As high concept goes, plastic surgery isn’t easy to pull off: Mika Ninagawa’s “Helter Skelter” made it grist for a gothic tale of body horror, while Kim Yong-hwa’s “200 Pounds Beauty” lets its heroine have her cake and eat it. Lam wavers between these two approaches, lending her story an unpredictable blend of black comedy and straight drama. The film starts out as a frivolous yet sympathetic take on women trapped in a society so materialistic, it puts a price tag on physical appearance the same way it worships brand-name goods.
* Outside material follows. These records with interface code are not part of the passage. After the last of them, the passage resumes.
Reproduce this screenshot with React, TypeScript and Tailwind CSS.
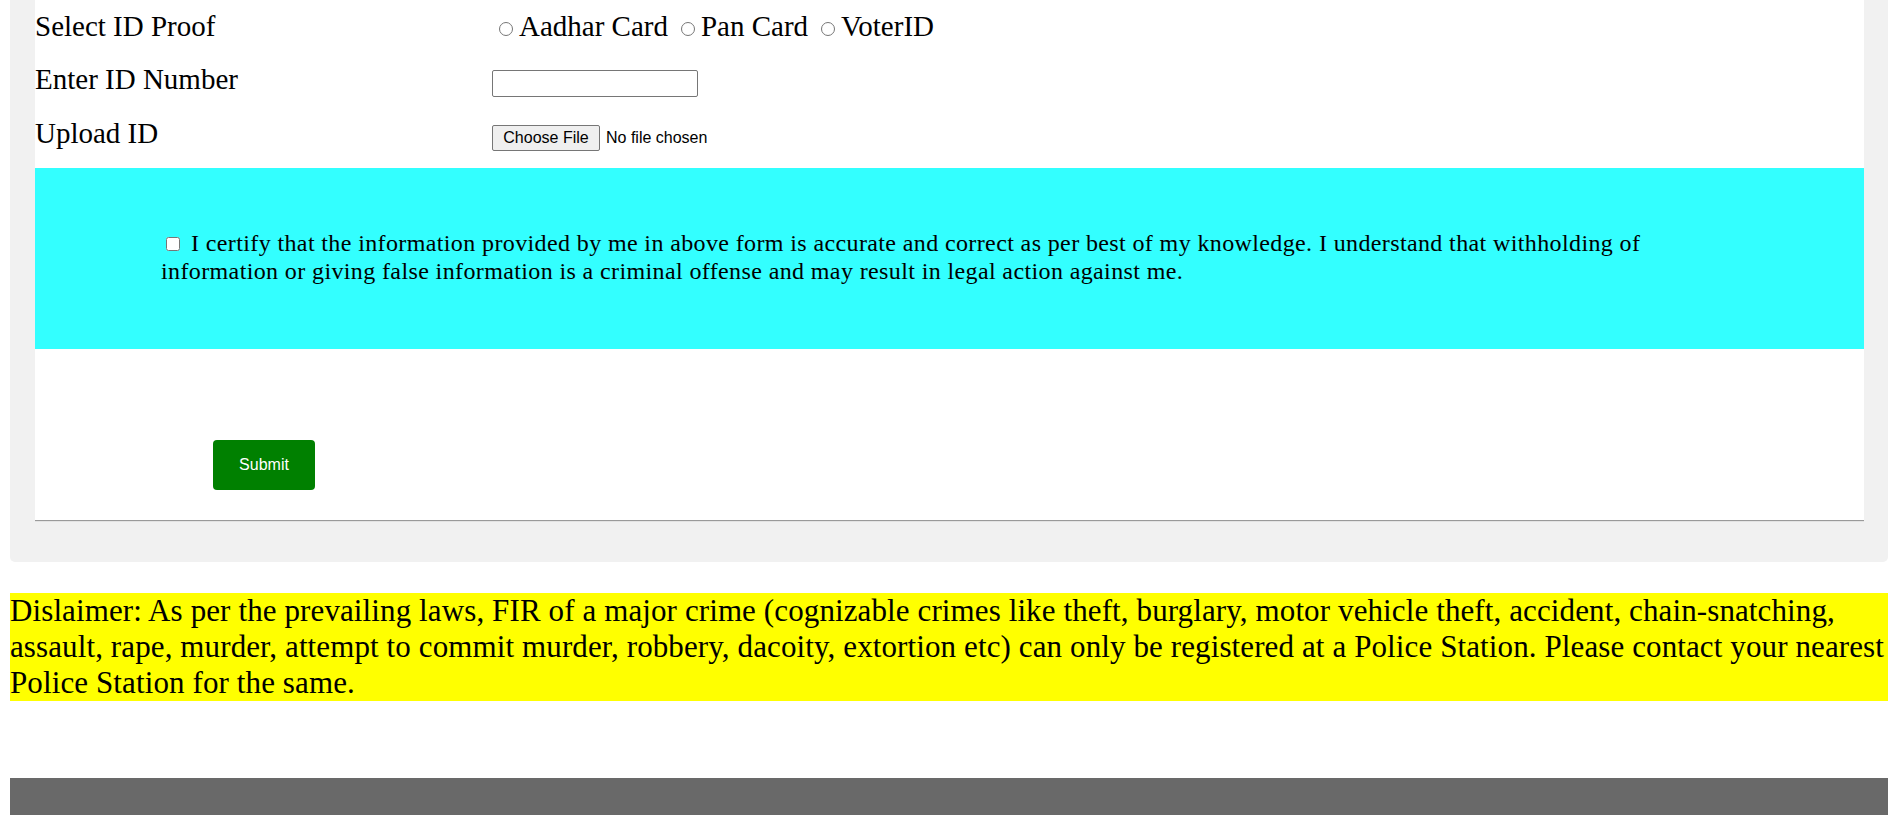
const serif = "font-['Liberation_Serif','Times_New_Roman',serif]"
const sans = "font-['Liberation_Sans',Arial,sans-serif]"

const idOptions = ['Aadhar Card', 'Pan Card', 'VoterID']

export default function App() {
  return (
    <div className={`min-h-[815px] bg-white text-black ${serif}`}>
      {/* Form panel */}
      <div className="ml-[10px] rounded-b-[5px] bg-[#f1f1f1] pl-[25px] pr-[24px] pb-[40px]">
        <div className="bg-white">
          {/* ID rows */}
          <div className="grid h-[168px] grid-cols-[457px_1fr] content-start gap-y-[20px] pt-[10px] text-[29px] leading-[33px]">
            <div>Select ID Proof</div>
            <div className="whitespace-nowrap">
              {idOptions.map((opt, i) => (
                <span key={opt}>
                  <input
                    type="radio"
                    name="idproof"
                    className={`${i === 0 ? 'ml-[7px]' : 'ml-[13px]'} mr-[6px] h-[14px] w-[14px]`}
                  />
                  {opt}
                </span>
              ))}
            </div>

            <div>Enter ID Number</div>
            <div>
              <input
                type="text"
                className="mt-[7px] block h-[27px] w-[206px] rounded-[2px] border border-[#767676] bg-white px-[2px] text-[13px]"
              />
            </div>

            <div>Upload ID</div>
            <div className={`mt-[8px] flex items-center gap-[6px] text-[16px] leading-[18px] ${sans}`}>
              <button className="h-[26px] w-[108px] rounded-[2px] border border-[#767676] bg-[#efefef] text-[16px]">
                Choose File
              </button>
              <span>No file chosen</span>
            </div>
          </div>

          {/* Declaration */}
          <div className="bg-[#33ffff] pl-[126px] pr-[126px] pt-[62px] pb-[64px] text-[24px] leading-[27.6px] tracking-[0.38px]">
            <p>
              <input type="checkbox" className="ml-[5px] mr-[11px] mb-[2px] h-[14px] w-[14px]" />
              I certify that the information provided by me in above form is accurate and correct as per best of my knowledge. I understand that withholding of information or giving false information is a criminal offense and may result in legal action against me.
            </p>
          </div>

          {/* Submit */}
          <div className="pl-[178px] pt-[91px] pb-[30px]">
            <button className={`h-[50px] w-[102px] rounded-[4px] bg-[#008000] text-[16px] leading-[18px] text-white ${sans}`}>
              Submit
            </button>
          </div>
          <div className="border-t border-b border-t-[#9a9a9a] border-b-[#e3e3e3]" />
        </div>
      </div>

      {/* Disclaimer */}
      <p className="mt-[31px] ml-[10px] bg-[#ffff00] text-[31px] leading-[36px] tracking-[0.11px]">
        Dislaimer: As per the prevailing laws, FIR of a major crime (cognizable crimes like theft, burglary, motor vehicle theft, accident, chain-snatching, assault, rape, murder, attempt to commit murder, robbery, dacoity, extortion etc) can only be registered at a Police Station. Please contact your nearest Police Station for the same.
      </p>

      {/* Footer */}
      <div className="mt-[77px] ml-[10px] h-[60px] bg-[#696969]" />
    </div>
  )
}
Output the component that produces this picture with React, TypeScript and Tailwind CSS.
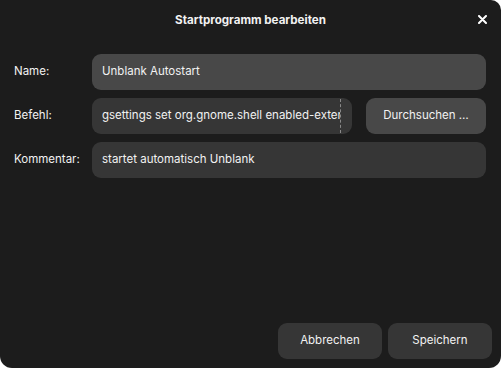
import React from "react";

export default function App() {
  return (
    <div className="w-[501px] h-[368px] bg-white" style={{ fontFamily: "Inter, 'Noto Sans', sans-serif" }}>
      <div className="w-[501px] h-[368px] bg-[#1c1c1c] rounded-tr-[10px] rounded-b-[12px] flex flex-col text-[11.5px] text-[#f2f2f2]">
        <div className="h-[40px] flex items-center justify-center relative shrink-0">
          <span className="font-bold text-[11.6px] mt-[1px]">Startprogramm bearbeiten</span>
          <svg className="absolute right-[14px] top-[15px]" width="9" height="9" viewBox="0 0 9 9">
            <path d="M1 1L8 8M8 1L1 8" stroke="#ffffff" strokeWidth="2" strokeLinecap="round" />
          </svg>
        </div>
        <div className="flex flex-col gap-[8px] px-[14px] pt-[14px] pr-[15px]">
          <div className="flex items-center">
            <span className="w-[78px] shrink-0">Name:</span>
            <div className="flex-1 h-[36px] rounded-[9px] bg-[#484848] flex items-center px-[10px]">Unblank Autostart</div>
          </div>
          <div className="flex items-center">
            <span className="w-[78px] shrink-0">Befehl:</span>
            <div className="w-[260px] h-[36px] rounded-[9px] bg-[#363636] flex items-center pl-[10px] pr-[11px]">
              <div className="flex-1 overflow-hidden whitespace-nowrap">gsettings set org.gnome.shell enabled-extensions</div>
              <div className="self-stretch my-[1px] w-0 border-l border-dashed border-[#8a8a8a]" />
            </div>
            <div className="ml-[14px] flex-1 h-[36px] rounded-[9px] bg-[#484848] flex items-center justify-center">Durchsuchen …</div>
          </div>
          <div className="flex items-center">
            <span className="w-[78px] shrink-0">Kommentar:</span>
            <div className="flex-1 h-[36px] rounded-[9px] bg-[#363636] flex items-center px-[10px]">startet automatisch Unblank</div>
          </div>
        </div>
        <div className="flex-1" />
        <div className="flex justify-end gap-[6px] pr-[9px] pb-[9px]">
          <div className="w-[104px] h-[36px] rounded-[9px] bg-[#363636] flex items-center justify-center">Abbrechen</div>
          <div className="w-[104px] h-[36px] rounded-[9px] bg-[#363636] flex items-center justify-center">Speichern</div>
        </div>
      </div>
    </div>
  );
}
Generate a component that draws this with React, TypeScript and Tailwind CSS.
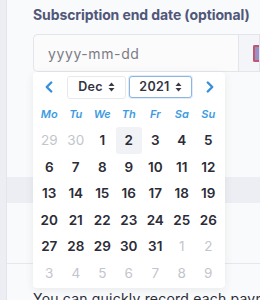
import { ChevronLeft, ChevronRight } from "lucide-react";

const weekdays = ["Mo", "Tu", "We", "Th", "Fr", "Sa", "Su"];

const days = [
  [29, 30, 1, 2, 3, 4, 5],
  [6, 7, 8, 9, 10, 11, 12],
  [13, 14, 15, 16, 17, 18, 19],
  [20, 21, 22, 23, 24, 25, 26],
  [27, 28, 29, 30, 31, 1, 2],
  [3, 4, 5, 6, 7, 8, 9],
];

function isOtherMonth(row: number, day: number) {
  return (row === 0 && day > 20) || (row >= 4 && day < 10);
}

function SortArrows() {
  return (
    <svg width="7" height="10" viewBox="0 0 7 10" className="ml-[5px]">
      <path d="M3.5 0.5 L6.5 4 H0.5 Z" fill="#3a3a44" />
      <path d="M3.5 9.5 L6.5 6 H0.5 Z" fill="#3a3a44" />
    </svg>
  );
}

function DatePopup() {
  return (
    <div className="absolute left-[33px] top-[72px] w-[192px] rounded-[4px] bg-white shadow-[0_2px_8px_rgba(40,45,70,0.08)]">
      <div className="flex h-[30px] items-center">
        <ChevronLeft className="ml-[7px] h-[18px] w-[18px] text-[#3a8fd9]" strokeWidth={3.2} />
        <div className="ml-[9px] flex h-[23px] w-[59px] items-center justify-center rounded-[3px] border border-[#e8e9ee] bg-white text-[12.5px] font-semibold tracking-[0.3px] text-[#33343f]">
          Dec
          <SortArrows />
        </div>
        <div className="ml-[3px] flex h-[22px] w-[63px] items-center justify-center rounded-[3px] border border-[#8fb4e0] bg-white text-[12.5px] font-semibold tracking-[0.3px] text-[#33343f] shadow-[0_0_0_1px_rgba(140,180,225,0.25)]">
          2021
          <SortArrows />
        </div>
        <ChevronRight className="ml-[9px] h-[18px] w-[18px] text-[#3a8fd9]" strokeWidth={3.2} />
      </div>
      <div className="grid h-[25px] grid-cols-[repeat(7,26.5px)] items-center px-[3px]">
        {weekdays.map((w) => (
          <span key={w} className="text-center text-[11px] font-semibold italic text-[#3d9be2]">
            {w}
          </span>
        ))}
      </div>
      <div className="grid grid-cols-[repeat(7,26.5px)] auto-rows-[26.5px] px-[3px] pb-[2px]">
        {days.map((week, r) =>
          week.map((d, c) => {
            const muted = isOtherMonth(r, d);
            const today = r === 0 && d === 2;
            return (
              <span
                key={`${r}-${c}`}
                className={
                  "flex items-center justify-center rounded-[3px] text-[13.5px] " +
                  (muted ? "font-normal text-[#c3c5cc]" : "font-semibold text-[#2b2c37]") +
                  (today ? " bg-[#f1f2f5]" : "")
                }
              >
                {d}
              </span>
            );
          })
        )}
      </div>
    </div>
  );
}

export default function App() {
  return (
    <div
      className="relative flex h-[300px] w-[260px] overflow-hidden bg-[#eceef3]"
      style={{ fontFamily: "Inter, 'Noto Sans', sans-serif" }}
    >
      <div className="w-[7px] shrink-0 border-r border-[#e3e5ec] bg-[#eceef3]" />
      <div className="flex min-w-0 flex-1 flex-col">
        <div className="h-[177px] shrink-0 bg-[#f9fafb] pl-[26px] pt-[4px]">
          <p className="whitespace-nowrap text-[14px] font-bold tracking-[-0.1px] text-[#505779]">
            Subscription end date (optional)
          </p>
          <div className="mt-[9px] flex h-[38px]">
            <div className="flex w-[208px] items-center rounded-l-[5px] border border-r-0 border-[#e3e5ea] bg-[#fbfbfc] pl-[14px] text-[14px] tracking-[0.6px] text-[#7a7b85]">
              yyyy-mm-dd
            </div>
            <div className="flex flex-1 items-center border border-[#e3e5ea] bg-[#f4f5f8] pl-[14px]">
              <div className="h-[17px] w-[6px] rounded-l-[2px] border-[2px] border-r-0 border-[#c0566f] bg-[#9b8fc8]" />
            </div>
          </div>
        </div>
        <div className="h-[26px] shrink-0" />
        <div className="min-h-0 flex-1 overflow-hidden bg-[#f9fafb]">
          <div className="h-[61px] border-b border-[#e6e7ec]" />
          <p className="whitespace-nowrap pl-[26px] pt-[24px] text-[14px] tracking-[0.2px] text-[#2b2c37]">
            You can quickly record each payment
          </p>
        </div>
      </div>
      <DatePopup />
    </div>
  );
}
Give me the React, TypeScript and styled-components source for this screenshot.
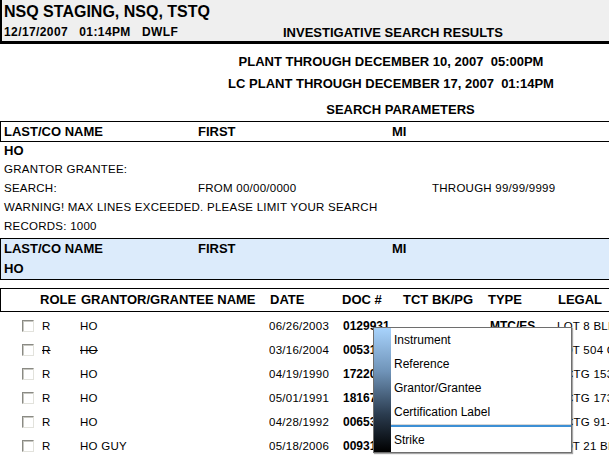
import React from "react";
import styled, { createGlobalStyle } from "styled-components";

const GlobalStyle = createGlobalStyle`
  html, body {
    margin: 0;
    padding: 0;
    background: #fff;
    overflow: hidden;
  }
  body {
    font-family: "Liberation Sans", Arial, sans-serif;
    color: #000;
  }
`;

const Page = styled.div`
  position: relative;
  width: 640px;
  height: 457px;
  overflow: hidden;
`;

const Banner = styled.header`
  height: 41px;
  padding-left: 2px;
  background: #efefef;
  border-left: 2px solid #000;
  border-bottom: 3px solid #000;
`;

const BannerTitle = styled.div`
  font-size: 16px;
  font-weight: bold;
  line-height: 24px;
`;

const BannerLine = styled.div`
  display: flex;
  font-size: 12px;
  font-weight: bold;
  line-height: 17px;
  white-space: pre;
`;

const BannerMeta = styled.span`
  width: 279px;
  letter-spacing: 0.4px;
`;

const BannerHeading = styled.span`
  font-size: 13px;
`;

const Notice = styled.div<{ $width: number; $top: number }>`
  width: ${(p) => p.$width}px;
  margin-top: ${(p) => p.$top}px;
  text-align: center;
  font-size: 13px;
  font-weight: bold;
  line-height: 22px;
  white-space: pre;
`;

const FieldRow = styled.div<{ $cols: string; $height: number; $bold?: boolean }>`
  display: grid;
  grid-template-columns: ${(p) => p.$cols};
  padding-left: 4px;
  line-height: ${(p) => p.$height}px;
  font-size: ${(p) => (p.$bold ? 13 : 11.5)}px;
  font-weight: ${(p) => (p.$bold ? "bold" : "normal")};
  letter-spacing: ${(p) => (p.$bold ? 0 : 0.25)}px;
  white-space: nowrap;
`;

const ParamHead = styled.div`
  border-top: 1px solid #000;
  border-bottom: 1px solid #000;
  border-left: 1px solid #000;
  & > ${FieldRow} {
    padding-left: 3px;
  }
`;

const ParamBody = styled.div`
  padding-bottom: 2px;
`;

const SelectedName = styled.div`
  background: #dcebfb;
  border-top: 1px solid #000;
  border-bottom: 1px solid #000;
  border-left: 1px solid #000;
  & > ${FieldRow} {
    padding-left: 3px;
  }
`;

const COLS = "39px 41px 189px 72px 61px 85px 70px 120px";

const TableHead = styled.div`
  display: grid;
  grid-template-columns: ${COLS};
  margin-top: 8px;
  border-top: 1px solid #000;
  border-bottom: 1px solid #000;
  border-left: 1px solid #000;
  font-size: 13px;
  font-weight: bold;
  line-height: 22px;
  white-space: nowrap;
`;

const HeadCell = styled.span``;

const TableBody = styled.div`
  padding-top: 2px;
`;

const Row = styled.div`
  display: grid;
  grid-template-columns: ${COLS};
  align-items: center;
  height: 24px;
  white-space: nowrap;
  overflow: hidden;
`;

const Cell = styled.span<{ $pad?: number; $strong?: boolean; $struck?: boolean }>`
  padding-left: ${(p) => p.$pad ?? 0}px;
  font-size: ${(p) => (p.$strong ? 12 : 11.5)}px;
  font-weight: ${(p) => (p.$strong ? "bold" : "normal")};
  letter-spacing: ${(p) => (p.$strong ? 0 : 0.25)}px;
  text-decoration: ${(p) => (p.$struck ? "line-through" : "none")};
  overflow: hidden;
`;

const CheckCell = styled.span`
  display: flex;
  padding-left: 22px;
`;

const Check = styled.span`
  box-sizing: border-box;
  width: 12px;
  height: 12px;
  background: #fff;
  border-top: 1px solid #8a8a84;
  border-left: 1px solid #8a8a84;
  border-right: 1px solid #e2e2dc;
  border-bottom: 1px solid #e2e2dc;
  box-shadow: inset 1px 1px 0 #c8c8c2;
`;

const Menu = styled.div`
  position: absolute;
  left: 373px;
  top: 327px;
  box-sizing: border-box;
  width: 199px;
  height: 126px;
  display: flex;
  background: #fff;
  border: 1px solid #6e6e6e;
  box-shadow: 1px 1px 1px rgba(0, 0, 0, 0.35);
`;

const MenuRail = styled.div`
  width: 17px;
  flex: none;
  background: linear-gradient(#a8d3fc 0%, #6f93b8 35%, #2a3b4e 70%, #000 100%);
`;

const MenuList = styled.div`
  flex: 1;
  display: flex;
  flex-direction: column;
`;

const MenuItem = styled.div`
  padding-left: 3px;
  font-size: 12px;
  line-height: 24px;
  color: #000;
`;

const MenuSeparator = styled.div`
  height: 1px;
  background: #d6d6d6;
  border-bottom: 2px solid #3d8fd4;
  margin-bottom: 1px;
`;

type Record = {
  name: string;
  date: string;
  doc: string;
  type: string;
  legal: string;
  struck?: boolean;
};

const records: Record[] = [
  { name: "HO", date: "06/26/2003", doc: "0129931", type: "MTC/ES", legal: "LOT 8 BLK 4" },
  { name: "HO", date: "03/16/2004", doc: "0053118", type: "DEED", legal: "LOT 504 C", struck: true },
  { name: "HO", date: "04/19/1990", doc: "1722046", type: "MTG", legal: "PCTG 1539" },
  { name: "HO", date: "05/01/1991", doc: "1816721", type: "MTG", legal: "PCTG 1737" },
  { name: "HO", date: "04/28/1992", doc: "0065317", type: "MTG", legal: "PCTG 91-0" },
  { name: "HO GUY", date: "05/18/2006", doc: "0093152", type: "DEED", legal: "LOT 21 BLK" },
];

const menuItems = ["Instrument", "Reference", "Grantor/Grantee", "Certification Label"];

const NAME_COLS = "194px 194px 1fr";
const RANGE_COLS = "194px 234px 1fr";

export default function App() {
  return (
    <Page>
      <GlobalStyle />
      <Banner>
        <BannerTitle>NSQ STAGING, NSQ, TSTQ</BannerTitle>
        <BannerLine>
          <BannerMeta>{"12/17/2007   01:14PM   DWLF"}</BannerMeta>
          <BannerHeading>INVESTIGATIVE SEARCH RESULTS</BannerHeading>
        </BannerLine>
      </Banner>

      <Notice $width={782} $top={7}>{"PLANT THROUGH DECEMBER 10, 2007  05:00PM"}</Notice>
      <Notice $width={782} $top={0}>{"LC PLANT THROUGH DECEMBER 17, 2007  01:14PM"}</Notice>
      <Notice $width={801} $top={4}>SEARCH PARAMETERS</Notice>

      <ParamHead>
        <FieldRow $cols={NAME_COLS} $height={19} $bold>
          <span>LAST/CO NAME</span>
          <span>FIRST</span>
          <span>MI</span>
        </FieldRow>
      </ParamHead>
      <ParamBody>
        <FieldRow $cols="1fr" $height={18} $bold>
          <span>HO</span>
        </FieldRow>
        <FieldRow $cols="1fr" $height={19}>
          <span>GRANTOR GRANTEE:</span>
        </FieldRow>
        <FieldRow $cols={RANGE_COLS} $height={19}>
          <span>SEARCH:</span>
          <span>FROM 00/00/0000</span>
          <span>THROUGH 99/99/9999</span>
        </FieldRow>
        <FieldRow $cols="1fr" $height={19}>
          <span>WARNING! MAX LINES EXCEEDED. PLEASE LIMIT YOUR SEARCH</span>
        </FieldRow>
        <FieldRow $cols="1fr" $height={19}>
          <span>RECORDS: 1000</span>
        </FieldRow>
      </ParamBody>

      <SelectedName>
        <FieldRow $cols={NAME_COLS} $height={20} $bold>
          <span>LAST/CO NAME</span>
          <span>FIRST</span>
          <span>MI</span>
        </FieldRow>
        <FieldRow $cols="1fr" $height={20} $bold>
          <span>HO</span>
        </FieldRow>
      </SelectedName>

      <TableHead>
        <HeadCell />
        <HeadCell>ROLE</HeadCell>
        <HeadCell>GRANTOR/GRANTEE NAME</HeadCell>
        <HeadCell>DATE</HeadCell>
        <HeadCell>DOC #</HeadCell>
        <HeadCell>TCT BK/PG</HeadCell>
        <HeadCell>TYPE</HeadCell>
        <HeadCell>LEGAL</HeadCell>
      </TableHead>

      <TableBody>
        {records.map((r, i) => (
          <Row key={i}>
            <CheckCell>
              <Check />
            </CheckCell>
            <Cell $pad={3} $struck={r.struck}>R</Cell>
            <Cell $struck={r.struck}>{r.name}</Cell>
            <Cell>{r.date}</Cell>
            <Cell $pad={2} $strong>{r.doc}</Cell>
            <Cell />
            <Cell $pad={3} $strong>{r.type}</Cell>
            <Cell>{r.legal}</Cell>
          </Row>
        ))}
      </TableBody>

      <Menu>
        <MenuRail />
        <MenuList>
          {menuItems.map((m) => (
            <MenuItem key={m}>{m}</MenuItem>
          ))}
          <MenuSeparator />
          <MenuItem>Strike</MenuItem>
        </MenuList>
      </Menu>
    </Page>
  );
}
Yet, in keeping with the aspirational spirit and style-consciousness of China’s smash hits in this genre (“Go Lala Go!,” “Tiny Times”), Lam asserts that women are gutsily shaping their own fates by “upgrading” themselves. Then, as if to placate moralists, Jing’s path to happiness is strewn with surgical glitches. This crippling paradox is borne out by a side strand involving her best friend, Weiwei (Zhang Yao, “So Young”), who suffers from body dysmorphic disorder; it’s a grotesque cautionary tale whose inclusion here defies all reason, achieving neither comic relief nor pathos. The film further cops out by shifting all the blame onto the Koreans, in a monstrous parody of their culture.
Despite the sexual undertones, there’s no spark between the two leads: It remains a mystery why Jing would be so hung up on Raymond, who’s no Brad Pitt, has no personality and even stands her up time and again. That an average Joe like Raymond could smugly play the field is proof of a sexist society that places an unfair premium on women’s looks. The yarn comes close to confronting this double standard, when Jing asks Raymond if he’d have dated her before she got her “alterations”; he says no but tells her to accept her fate “because it’s different for men.” It’s not an enlightened argument, but instead of calling him on it, the film essentially affirms it through a highly improbable reversal.
Bai’s usual ebullience keeps the uneven film afloat, though she might consider varying her ditzy shtick, which hasn’t changed since her 2011 breakout sleeper, “Love Is Not Blind.” Cheng, who made his screen debut in Lam’s “Twelve Nights,” offers a solid, dialed-down perf, but it’s hard to visualize him as a dreamboat after his bravura turn as a boorish gangster in “Vulgaria.”
Craft contributions have all the glossiness you’d expect from a Chan production. Oddly, however, the visual effects for Jing’s surgical improvements are hardly noticeable, whereas the prosthetics for her original looks are glaringly fake.